The prominent gullible American fool said: “only a fool would not root for it”

 

“‘Our Hands Can Reach You’: Khashoggi Case Shakes Saudi Dissidents Abroad…… A Saudi women’s rights activist was driving in the United Arab Emirates when she was pulled over by security officers, thrown on a plane to Saudi Arabia and jailed…….. In Canada, when a Saudi student refused to stop making YouTube videos criticizing the kingdom’s rulers, two of his brothers back home were imprisoned…….. So when a prominent Saudi critic, Jamal Khashoggi, disappeared after entering the Saudi Consulate in Istanbul last week, it hardly surprised Saudi dissidents living abroad — until Turkish officials said they believed he had been killed……”

Well, I know the same fool who has been rooting for various Middle East despots and movements, always to be proven wrong at the end. His problem is that he always listens to ‘insiders’, be they in Cairo or Riyadh or Abu Dhabi. That is, when he is not gleaning wisdom from his Arab airport taxi drivers (invariably named Abed, Abduh, Abbadi, Abdul, Abu Lama’a etc…..)

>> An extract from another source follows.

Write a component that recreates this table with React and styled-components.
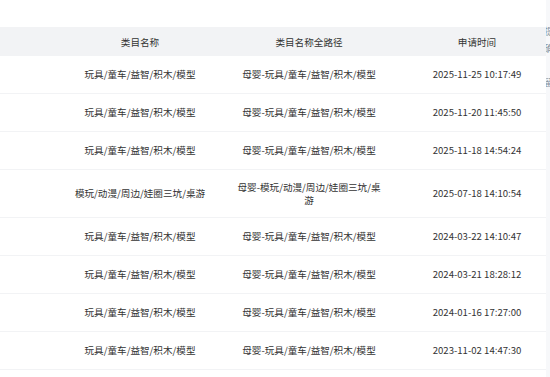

As I have often opined: the West often seems blind to one fact about the Middle East region, Saddam Hussein is always with us. One Saddam is dead, now long live the new Saddam……fully supported and armed by the West, just as the old one .

Cheers

Mohammed Haider Ghuloum

Eyes on Aden and Oman: How the Saudis Were Outsmarted by their UAE Allies…….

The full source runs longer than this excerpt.